At a press conference in Kabul on Tuesday, officials of the so-called Ministry for the Propagation of Virtue and the Prevention of Vice discussed the public burning of the instruments in the northern province of Parwan. They called on Afghans to refrain from playing music at celebrations.
The officials also announced they had destroyed thousands of copies of “immoral films,” without elaborating on which films were involved, and blocked thousands of personal computers from showing such movies.
The ministry said the crackdowns were part of “societal reforms” regarding audio, visual, and print media.
Vice and Virtue Minister Mohammad Khalid Hanafi said on Monday that the Taliban “are determined to implement Islamic Sharia and no one’s pressure is acceptable in this regard.”
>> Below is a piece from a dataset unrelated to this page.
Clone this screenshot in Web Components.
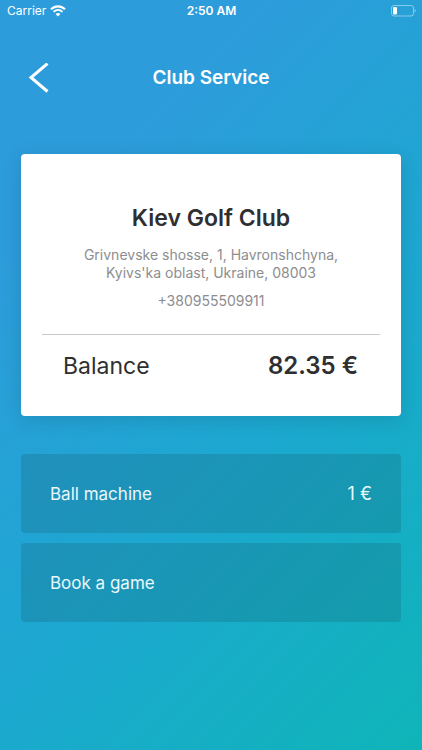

Sharia is Islam’s traditional legal system, derived from the Quran and Prophet Muhammad’s sayings, which serves as moral guidance for Muslims. It has been applied, to greater and lesser extents, in Muslim countries around the world, the BBC explained.
The Taliban’s interpretation of it, nonetheless, has involved measures leading to “a climate of fear and intimidation” among Afghans, according to the United Nations’ mission in the country.
The mission identified the Vice and Virtue Ministry as the biggest violator of human rights, especially those of women.
Women’s rights have shrunk since the Taliban seized control of Afghanistan in 2021, with gender-based discrimination in workplaces, a ban on women working in some fields or being outside the home without a male relative, and a ban on schooling for girls after the sixth grade.